To be broadcast nationally on radio...


 


Last week the mangoes were still too hard; too green; too bitter, even for the palates of adventurous ants. 


Incapable of resisting a sweet promise though, possums and flying foxes rustle greedily through the pendulous branches of the mango tree by our back door, merrily munching lumps out of unripe fruit before tossing it, unfinished, onto our tin roof where it lands with an echoing thud, then rolls, drops and splits. 


Then last night I heard the distinctive honk of magpie geese: an advance party perhaps, fresh in from the flood plains of Kakadu, scouting around in the sky for an ideal spot to spend the build up.   


And as if on cue this morning as the temperature escalated, the air grew thick with the sticky, sweet perfume of fallen fruit, its flesh exposed on the ground: ripe, soft, custard yellow and swarming in hungry ants.


Now we listen out, anticipating the first descent when a hundred honking geese will take up temporary residence in our orchard.  They'll spend the next several weeks waddling, gobbling and squabbling over red and yellow mangoes; excitedly discussing the mango they just ate, the mango they're eating or the mango they're about to eat with any goose who'll listen.


Their bazooka-like mango melody is a welcome accompaniment to the consistent sssss-ing of serenading cicadas.


Often the geese will take a private moment away from the feasting hordes to promenade around our garden in elegant pairs and cheeky trios.  They nosily poke their orangey beaks into anything of interest but when they realise we're watching they scuttle off, knobby heads held high, honking: 'not guilty, it wasn't me'.


And as the weeks go by it becomes a free for all: humans, flying foxes, possums, wallabies, birds, ants and geese; all taking what they need when they need it and relishing the glut of gorgeous golden manna. 


Over-ripe fruit gets trampled under webbed foot or lies fermenting in the boiling sun.  The geese become tipsy.  In place of a graceful glide into the welcoming flock, they crash land, skid raucously into each other and flatten anything that gets in their way. 

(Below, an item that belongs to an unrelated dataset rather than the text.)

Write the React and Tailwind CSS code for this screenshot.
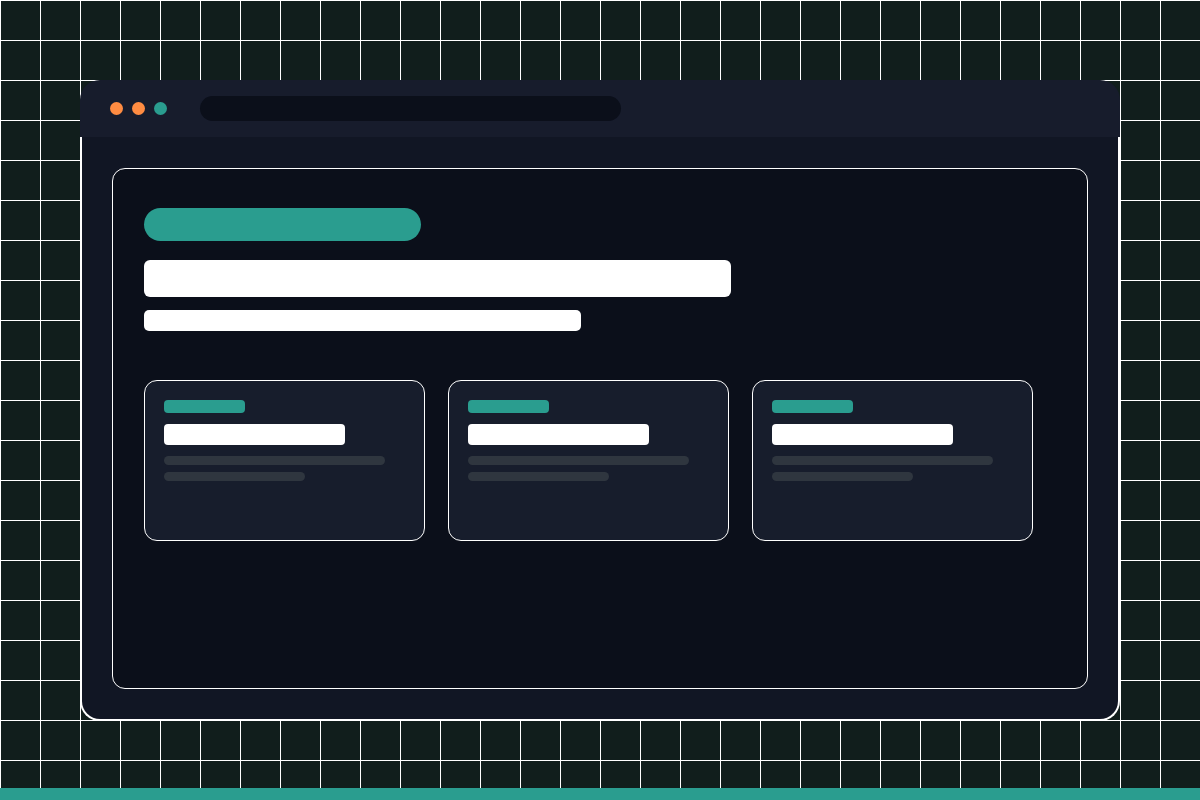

As the sun drops they fly off to roost precariously in the tallest trees.  Their large black and white bodies sway so comically it's a miracle they can sleep with just their webbed feet gripped tightly around those flimsy branches.  I wonder if, like the rest of us, they've begun dreaming about mangoes. 


We are told there's money to be made in selling our fruit.  But we prefer it this way where everything goes back into the soil for an even tastier crop next year.


And anyway sharing the mangoes with our furred and feathered friends is a far more rewarding investment.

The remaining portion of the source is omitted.